Plus largement, outre l’exemple national, les expériences européennes des XIXe et XXe siècles sont éclairantes (conférences CPER, P. Alvazzi del Frate, 25 janvier 2019 – J. Kranz, 14 juin 2017). Elles introduisent des éléments de comparaison qui donnent à la singularité nationale toute sa portée (Colloque des doctorants, Y. Kouame, 11 déc 2018). Cette dernière tient moins à une originalité trop souvent exagérée du point de vue des vecteurs, qu’au refus revendiqué et assumé de toute forme de détermination, un refus hautement préjudiciable à ceux que l’on présente comme trop dépendants d’autrui pour avoir un jugement libre et éclairé : les esclaves, les pauvres, les domestiques, les femmes, les enfants… Ils attendront parfois longtemps avant d’être pleinement admis à la citoyenneté.

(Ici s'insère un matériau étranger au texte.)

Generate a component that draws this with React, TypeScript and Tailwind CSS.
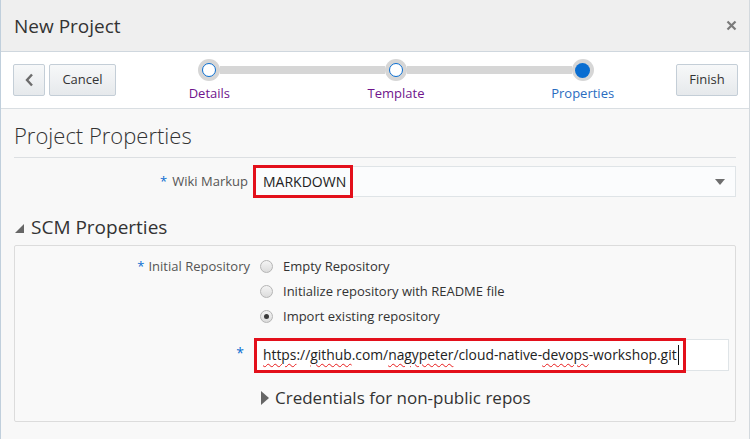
import React from 'react';

const steps = [
  { label: 'Details', done: true },
  { label: 'Template', done: true },
  { label: 'Properties', done: false },
];

const radios = [
  { label: 'Empty Repository', checked: false },
  { label: 'Initialize repository with README file', checked: false },
  { label: 'Import existing repository', checked: true },
];

const Radio = ({ checked }: { checked: boolean }) => (
  <span className="flex h-[13px] w-[13px] items-center justify-center rounded-full border border-[#b5b5b5] bg-gradient-to-b from-[#f4f4f4] to-[#dcdcdc]">
    {checked && <span className="h-[5px] w-[5px] rounded-full bg-[#3a3a3a]" />}
  </span>
);

const Step = ({ label, done, index }: { label: string; done: boolean; index: number }) => (
  <div className="flex flex-1 flex-col items-center">
    <div className="flex w-full items-center">
      <div className={`h-[8px] flex-1 ${index === 0 ? '' : 'bg-[#d6d6d6]'}`} />
      <div className="flex h-[22px] w-[22px] items-center justify-center rounded-full bg-[#d6d6d6]">
        {done ? (
          <div className="h-[14px] w-[14px] rounded-full border-[1.5px] border-[#0a6ed1] bg-white" />
        ) : (
          <div className="h-[15px] w-[15px] rounded-full bg-[#0a6ed1]" />
        )}
      </div>
      <div className={`h-[8px] flex-1 ${index === 2 ? '' : 'bg-[#d6d6d6]'}`} />
    </div>
    <span className={`mt-[3px] text-[13px] leading-[18px] ${done ? 'text-[#70148c]' : 'text-[#2a6cbf]'}`}>{label}</span>
  </div>
);

const ToolButton = ({ children, className = '' }: { children: React.ReactNode; className?: string }) => (
  <button className={`flex h-[32px] items-center justify-center rounded-[2px] border border-[#c4ced7] bg-gradient-to-b from-[#f7f8f9] to-[#e6e9ec] text-[13px] text-[#333] ${className}`}>
    {children}
  </button>
);

// spellcheck squiggle under the words the browser flags
const Wavy = ({ children }: { children: React.ReactNode }) => (
  <span className="underline decoration-wavy decoration-[#e81b1b] decoration-[1px] underline-offset-[3px]">{children}</span>
);

export default function App() {
  return (
    <div
      className="h-[439px] w-[750px] overflow-hidden border-l border-r border-l-[#c0cfdc] border-r-[#d3d9de] bg-[#f8f8f8] text-[#333]"
      style={{ fontFamily: '"Open Sans", "Noto Sans", sans-serif' }}
    >
      {/* Header */}
      <div className="flex h-[52px] items-center justify-between border-b border-[#cfd7de] bg-[#efefef] pl-[13px] pr-[12px]">
        <h1 className="text-[19px] leading-[26px] text-[#333]">New Project</h1>
        <svg width="11" height="11" viewBox="0 0 11 11">
          <path d="M1.5 1.5 L9.5 9.5 M9.5 1.5 L1.5 9.5" stroke="#7a7a7a" strokeWidth="2.2" />
        </svg>
      </div>

      {/* Train toolbar */}
      <div className="flex h-[57px] border-b border-[#d9dee2] bg-white pl-[12px] pr-[11px]">
        <div className="flex items-center gap-[4px]">
          <ToolButton className="w-[32px]">
            <svg width="9" height="14" viewBox="0 0 9 14">
              <path d="M7 1.5 L2 7 L7 12.5" stroke="#6c6c6c" strokeWidth="2.4" fill="none" />
            </svg>
          </ToolButton>
          <ToolButton className="w-[67px]">Cancel</ToolButton>
        </div>
        <div className="flex flex-1 pt-[7px]">
          {steps.map((s, i) => (
            <Step key={s.label} label={s.label} done={s.done} index={i} />
          ))}
        </div>
        <div className="flex items-center">
          <ToolButton className="w-[62px]">Finish</ToolButton>
        </div>
      </div>

      {/* Body */}
      <div className="pl-[13px] pr-[13px]">
        <div className="border-b border-[#dcdfe2] pb-[10px] pt-[14px]">
          <h2 className="text-[22px] font-light leading-[24px] text-[#333]">Project Properties</h2>
        </div>

        <div className="mt-[8px] flex h-[31px] items-center">
          <label className="w-[239px] pr-[5px] text-right text-[13px] text-[#555]">
            <span className="mr-[5px] text-[#0a6ed1]">*</span>Wiki Markup
          </label>
          <div className="relative flex h-[31px] flex-1 items-center justify-between border border-[#dfe4e7] bg-[#fbfcfd] pl-[9px] pr-[10px]">
            <span className="text-[14px] text-[#222]">MARKDOWN</span>
            <svg width="10" height="6" viewBox="0 0 10 6">
              <path d="M0 0 L10 0 L5 6 Z" fill="#6e6e6e" />
            </svg>
            <div className="absolute -left-px -top-[2px] h-[33px] w-[100px] border-[3px] border-[#e3101b]" />
          </div>
        </div>

        <div className="mt-[18px] flex h-[24px] items-center">
          <svg width="9" height="9" viewBox="0 0 9 9" className="ml-[1px] mt-[3px]">
            <path d="M9 0 L9 9 L0 9 Z" fill="#666" />
          </svg>
          <h3 className="ml-[7px] text-[19px] leading-[24px] text-[#333]">SCM Properties</h3>
        </div>

        <div className="mt-[6px] h-[177px] rounded-[2px] border border-[#dcdcdc] bg-[#f9f9f9] pt-[8px]">
          <div className="flex">
            <label className="w-[238px] pr-[3px] text-right text-[13px] leading-[25px] text-[#555]">
              <span className="mr-[4px] text-[#0a6ed1]">*</span>Initial Repository
            </label>
            <div className="flex flex-col">
              {radios.map(r => (
                <div key={r.label} className="flex h-[25px] items-center pl-[7px]">
                  <Radio checked={r.checked} />
                  <span className="ml-[10px] text-[13px] text-[#333]">{r.label}</span>
                </div>
              ))}
            </div>
          </div>

          <div className="mt-[10px] flex">
            <label className="w-[238px] pr-[9px] pt-[3px] text-right text-[14px] text-[#0a6ed1]">*</label>
            <div className="relative ml-[2px] mr-[6px] flex h-[32px] flex-1 items-center border border-[#dfe4e7] bg-white pl-[7px]">
              <span className="whitespace-nowrap text-[13.85px] text-[#222]">
                <Wavy>https</Wavy>://<Wavy>github</Wavy>.com/<Wavy>nagypeter</Wavy>/cloud-native-<Wavy>devops</Wavy>-workshop.git
              </span>
              <span className="ml-[1px] h-[20px] w-px bg-[#111]" />
              <div className="absolute -left-[2px] -top-[2px] h-[35px] w-[432px] border-[3px] border-[#e3101b]" />
            </div>
          </div>

          <div className="mt-[15px] flex h-[24px] items-center pl-[246px]">
            <svg width="8" height="14" viewBox="0 0 8 14">
              <path d="M0 0 L8 7 L0 14 Z" fill="#666" />
            </svg>
            <span className="ml-[6px] text-[17px] leading-[24px] text-[#333]">Credentials for non-public repos</span>
          </div>
        </div>
      </div>
    </div>
  );
}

La République s’impose aussi en France au moment où s’épanouit la colonisation, cette « première mondialisation », dans laquelle les principales puissances européennes se lancent à corps perdu et les démocraties libérales en tête. Le thème de la citoyenneté prend un relief singulier dans les colonies avec ce paradoxe que l’éducation qui y est dispensée, souvent de façon parcimonieuse et avec l’aide de ce clergé dont on veut à tout prix combattre l’influence en métropole (Colloque des doctorants, K. Yéo, 11 décembre 2018), de même que l’incorporation des indigènes dans une armée où ils obtiennent souvent une considération refusée dans la vie civile (Conférence CPER, J. d’Andurain, 5 juin 2018), ne produisent pas d’effets significatifs comme si, sous les tropiques, l’abolition de l’Ancien Régime n’était pas totalement consommée. Ainsi les programmes scolaires n’y sont pas les mêmes selon la nationalité de l’élève puisqu’aux enfants français s’appliquent ceux de la Métropole et aux populations locales des programmes « adaptés ». Tout en formant les enfants à la langue française et en les sensibilisant à la « grandeur de l’œuvre coloniale », l’école ultramarine a surtout cherché à former des travailleurs (enseignement surtout technique), seuls les fils de chefs ayant accès à l’enseignement supérieur (C. Raynaud-Paligot). Finalement, la diffusion d’un modèle de type métropolitain de l’école n’est que progressive, à compter du début du XXe siècle sous l’impulsion des Radicaux. C’est le cas en AOF (Colloque des doctorants, K. Moyelle et K. Denke – D. Zirignon, 11 décembre 2018) qui, comme le souligne D. Bouche, a servi de « laboratoire » à cette extension. De facto, portée souvent par l’idée d’une assimilation subordonnée à l’abandon du statut personnel et à l’acceptation de la civilisation, la transposition ultramarine finit par se faire en décalage et à pas comptés, même après les grands ébranlements de la Seconde Guerre Mondiale (Conférence CPER, E. Gasparini et S. Rahoudj, 30 nov 2017).